To understand the mistake Vercingetorix made, you need to look at the strengths of the two sides. You have the Romans, who were technological, highly organized, and efficient at fortification and siege weapons. The Roman soldier was not individually a great warrior. He was smaller and shorter than most Gauls and carried a far shorter sword. One-on-one, the Gauls often won any fight. But the Romans never fought in a “heroic” manner involving individual duels. Fighting as part of the Roman legion, they could take on twice their number or more and be assured of victory.
The Gallic warriors were a different breed. They were warriors and not soldiers. While Vercingetorix’s training had helped make them more effective as an army, personal heroics were still highly valued. They were not experienced at siege warfare, and while quite capable of building fortifications, they were not as adept in attacking or holding them. This is demonstrated by the number of Gallic cities that had fallen to Caesar that decade. The Gauls were masters at moving quickly and hitting hard.
Knowing where Caesar was going and that he had an army about twice as large as the Romans’, Vercingetorix moved his army to a strategic point along the route to Provence. Then he made a move that almost ensured defeat.

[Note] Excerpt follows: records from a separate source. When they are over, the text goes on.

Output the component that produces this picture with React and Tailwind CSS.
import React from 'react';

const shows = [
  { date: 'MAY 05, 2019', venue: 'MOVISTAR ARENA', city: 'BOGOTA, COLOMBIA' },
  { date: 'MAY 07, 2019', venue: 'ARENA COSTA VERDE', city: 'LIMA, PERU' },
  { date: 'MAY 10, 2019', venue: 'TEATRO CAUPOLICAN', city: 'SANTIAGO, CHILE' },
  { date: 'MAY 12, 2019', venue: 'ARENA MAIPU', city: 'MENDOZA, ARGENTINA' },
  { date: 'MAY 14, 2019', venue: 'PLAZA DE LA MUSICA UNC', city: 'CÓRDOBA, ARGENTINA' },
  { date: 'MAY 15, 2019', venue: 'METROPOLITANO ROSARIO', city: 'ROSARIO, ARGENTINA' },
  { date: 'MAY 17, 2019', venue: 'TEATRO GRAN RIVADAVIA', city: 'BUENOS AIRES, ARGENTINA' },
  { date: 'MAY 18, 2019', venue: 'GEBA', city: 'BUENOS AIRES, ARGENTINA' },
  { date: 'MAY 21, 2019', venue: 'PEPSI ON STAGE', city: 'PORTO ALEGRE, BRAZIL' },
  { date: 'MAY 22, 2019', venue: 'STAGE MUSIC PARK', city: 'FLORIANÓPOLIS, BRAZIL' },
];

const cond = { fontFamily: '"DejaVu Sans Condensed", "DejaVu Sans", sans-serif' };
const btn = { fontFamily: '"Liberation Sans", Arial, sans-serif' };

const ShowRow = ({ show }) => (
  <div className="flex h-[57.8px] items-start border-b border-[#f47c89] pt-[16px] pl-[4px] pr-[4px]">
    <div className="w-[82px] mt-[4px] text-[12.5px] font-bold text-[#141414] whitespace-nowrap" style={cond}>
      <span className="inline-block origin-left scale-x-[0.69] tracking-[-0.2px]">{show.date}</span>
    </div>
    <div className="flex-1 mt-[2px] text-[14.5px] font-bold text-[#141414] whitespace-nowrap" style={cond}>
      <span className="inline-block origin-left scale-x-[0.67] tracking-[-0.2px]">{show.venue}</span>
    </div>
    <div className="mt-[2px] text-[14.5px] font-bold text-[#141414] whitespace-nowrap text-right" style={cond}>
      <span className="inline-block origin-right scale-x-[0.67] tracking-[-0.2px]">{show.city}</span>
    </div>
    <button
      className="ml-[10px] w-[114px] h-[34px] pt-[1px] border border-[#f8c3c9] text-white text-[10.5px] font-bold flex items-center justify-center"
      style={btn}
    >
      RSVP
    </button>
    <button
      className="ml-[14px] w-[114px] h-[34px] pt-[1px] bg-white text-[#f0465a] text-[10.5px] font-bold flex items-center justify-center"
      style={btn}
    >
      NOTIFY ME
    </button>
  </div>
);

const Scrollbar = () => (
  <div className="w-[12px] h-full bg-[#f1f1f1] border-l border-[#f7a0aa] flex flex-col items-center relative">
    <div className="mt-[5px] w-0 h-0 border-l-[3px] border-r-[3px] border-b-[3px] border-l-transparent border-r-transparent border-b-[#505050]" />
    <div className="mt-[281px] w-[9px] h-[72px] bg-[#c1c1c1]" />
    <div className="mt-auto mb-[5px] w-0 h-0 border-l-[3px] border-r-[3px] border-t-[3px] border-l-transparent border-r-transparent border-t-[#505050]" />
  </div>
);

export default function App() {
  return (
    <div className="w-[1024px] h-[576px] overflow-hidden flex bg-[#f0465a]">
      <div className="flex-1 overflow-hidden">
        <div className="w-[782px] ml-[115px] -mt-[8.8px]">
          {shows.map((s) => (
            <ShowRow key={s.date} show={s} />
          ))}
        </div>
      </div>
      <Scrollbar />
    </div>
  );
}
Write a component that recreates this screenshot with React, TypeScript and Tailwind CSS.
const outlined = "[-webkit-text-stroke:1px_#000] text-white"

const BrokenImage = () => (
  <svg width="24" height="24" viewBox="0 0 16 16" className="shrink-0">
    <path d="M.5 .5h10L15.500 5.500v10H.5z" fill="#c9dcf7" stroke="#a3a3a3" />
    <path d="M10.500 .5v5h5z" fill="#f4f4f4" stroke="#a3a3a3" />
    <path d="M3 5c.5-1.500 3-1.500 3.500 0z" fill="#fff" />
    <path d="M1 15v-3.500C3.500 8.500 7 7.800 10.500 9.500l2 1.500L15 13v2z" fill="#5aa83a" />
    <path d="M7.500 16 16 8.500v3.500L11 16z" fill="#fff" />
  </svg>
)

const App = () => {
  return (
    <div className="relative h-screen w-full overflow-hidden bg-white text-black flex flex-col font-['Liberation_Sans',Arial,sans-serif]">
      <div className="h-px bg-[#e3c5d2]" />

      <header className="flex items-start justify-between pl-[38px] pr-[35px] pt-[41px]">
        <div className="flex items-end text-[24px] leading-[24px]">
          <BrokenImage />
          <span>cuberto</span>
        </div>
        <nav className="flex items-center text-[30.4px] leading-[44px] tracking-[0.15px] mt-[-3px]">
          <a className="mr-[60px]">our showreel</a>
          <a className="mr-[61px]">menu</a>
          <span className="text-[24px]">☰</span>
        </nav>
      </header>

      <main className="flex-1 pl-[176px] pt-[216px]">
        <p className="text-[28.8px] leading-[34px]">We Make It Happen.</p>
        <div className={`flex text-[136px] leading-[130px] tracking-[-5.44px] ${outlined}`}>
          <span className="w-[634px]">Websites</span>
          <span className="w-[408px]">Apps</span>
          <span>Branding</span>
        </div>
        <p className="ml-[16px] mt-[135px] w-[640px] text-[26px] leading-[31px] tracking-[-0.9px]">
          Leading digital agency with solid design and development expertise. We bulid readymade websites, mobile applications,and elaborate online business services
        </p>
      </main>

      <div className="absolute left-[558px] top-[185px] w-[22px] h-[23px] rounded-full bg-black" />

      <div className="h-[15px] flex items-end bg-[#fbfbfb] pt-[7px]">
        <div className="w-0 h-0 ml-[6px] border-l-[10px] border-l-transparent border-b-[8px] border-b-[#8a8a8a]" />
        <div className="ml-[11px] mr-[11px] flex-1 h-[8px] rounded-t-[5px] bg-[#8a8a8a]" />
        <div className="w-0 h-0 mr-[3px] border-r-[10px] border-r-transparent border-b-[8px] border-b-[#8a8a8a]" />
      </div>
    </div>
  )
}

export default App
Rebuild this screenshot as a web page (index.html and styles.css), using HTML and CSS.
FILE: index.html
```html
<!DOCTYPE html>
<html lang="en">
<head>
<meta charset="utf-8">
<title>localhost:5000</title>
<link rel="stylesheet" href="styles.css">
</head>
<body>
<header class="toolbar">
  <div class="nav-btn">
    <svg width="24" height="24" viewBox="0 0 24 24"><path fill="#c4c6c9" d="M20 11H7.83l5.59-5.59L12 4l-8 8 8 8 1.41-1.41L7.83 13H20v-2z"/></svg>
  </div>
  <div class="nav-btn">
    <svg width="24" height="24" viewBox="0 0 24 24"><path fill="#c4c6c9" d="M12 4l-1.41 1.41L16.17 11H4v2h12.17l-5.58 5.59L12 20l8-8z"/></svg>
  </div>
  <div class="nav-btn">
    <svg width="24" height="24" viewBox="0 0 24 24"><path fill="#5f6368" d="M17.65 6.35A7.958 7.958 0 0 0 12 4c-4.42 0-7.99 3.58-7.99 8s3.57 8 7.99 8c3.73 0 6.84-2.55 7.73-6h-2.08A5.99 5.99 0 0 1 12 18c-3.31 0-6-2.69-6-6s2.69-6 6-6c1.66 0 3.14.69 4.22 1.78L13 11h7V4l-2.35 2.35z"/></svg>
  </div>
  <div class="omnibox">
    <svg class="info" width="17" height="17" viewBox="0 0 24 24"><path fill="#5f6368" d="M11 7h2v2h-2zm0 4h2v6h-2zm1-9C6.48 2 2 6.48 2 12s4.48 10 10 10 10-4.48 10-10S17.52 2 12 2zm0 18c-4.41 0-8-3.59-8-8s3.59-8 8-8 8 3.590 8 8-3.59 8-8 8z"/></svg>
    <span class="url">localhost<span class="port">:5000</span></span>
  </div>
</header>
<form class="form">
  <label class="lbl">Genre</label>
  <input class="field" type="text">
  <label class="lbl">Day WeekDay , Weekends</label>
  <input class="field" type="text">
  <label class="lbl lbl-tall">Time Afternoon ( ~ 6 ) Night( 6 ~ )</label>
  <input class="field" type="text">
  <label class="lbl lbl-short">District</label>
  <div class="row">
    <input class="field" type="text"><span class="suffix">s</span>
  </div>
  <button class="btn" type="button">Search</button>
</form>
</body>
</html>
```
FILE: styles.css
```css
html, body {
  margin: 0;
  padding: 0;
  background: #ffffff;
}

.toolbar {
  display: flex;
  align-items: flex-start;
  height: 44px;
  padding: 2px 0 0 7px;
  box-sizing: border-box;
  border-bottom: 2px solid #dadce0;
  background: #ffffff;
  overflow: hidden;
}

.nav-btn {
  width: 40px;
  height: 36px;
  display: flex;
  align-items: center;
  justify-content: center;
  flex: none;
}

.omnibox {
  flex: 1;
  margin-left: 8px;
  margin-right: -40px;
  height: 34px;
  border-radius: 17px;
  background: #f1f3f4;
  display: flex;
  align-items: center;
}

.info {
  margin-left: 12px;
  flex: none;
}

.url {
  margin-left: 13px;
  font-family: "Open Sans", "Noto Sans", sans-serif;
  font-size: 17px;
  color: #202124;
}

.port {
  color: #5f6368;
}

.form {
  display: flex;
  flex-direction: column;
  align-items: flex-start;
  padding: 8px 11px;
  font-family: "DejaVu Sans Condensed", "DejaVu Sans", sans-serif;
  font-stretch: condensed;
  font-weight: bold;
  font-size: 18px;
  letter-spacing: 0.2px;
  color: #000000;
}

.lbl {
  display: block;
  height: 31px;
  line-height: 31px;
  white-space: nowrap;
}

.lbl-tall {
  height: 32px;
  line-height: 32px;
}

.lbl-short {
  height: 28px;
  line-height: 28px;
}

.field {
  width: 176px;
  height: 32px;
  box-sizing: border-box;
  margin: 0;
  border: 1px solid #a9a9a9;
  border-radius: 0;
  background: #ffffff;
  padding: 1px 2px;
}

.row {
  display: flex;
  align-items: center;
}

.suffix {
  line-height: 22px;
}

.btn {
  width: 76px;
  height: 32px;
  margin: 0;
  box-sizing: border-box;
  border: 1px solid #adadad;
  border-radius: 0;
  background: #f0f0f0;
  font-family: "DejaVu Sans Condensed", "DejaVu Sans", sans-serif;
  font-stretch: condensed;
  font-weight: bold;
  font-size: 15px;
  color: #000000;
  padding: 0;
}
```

The city of Alesia had great natural defenses. It was set on steep cliffs with rivers on two sides. Vercingetorix knew that the Romans could not just bypass his army or it would attack them from the rear while they besieged Provence. So if they could not go past, he assumed they would have to stop and lay siege to his army, held up in what was perhaps the best defensive position in Gaul. What he did not realize was that by doing this, he was in a situation that played into just about every strength of the Romans, while neutralizing the personal courage and endurance that set apart his own forces.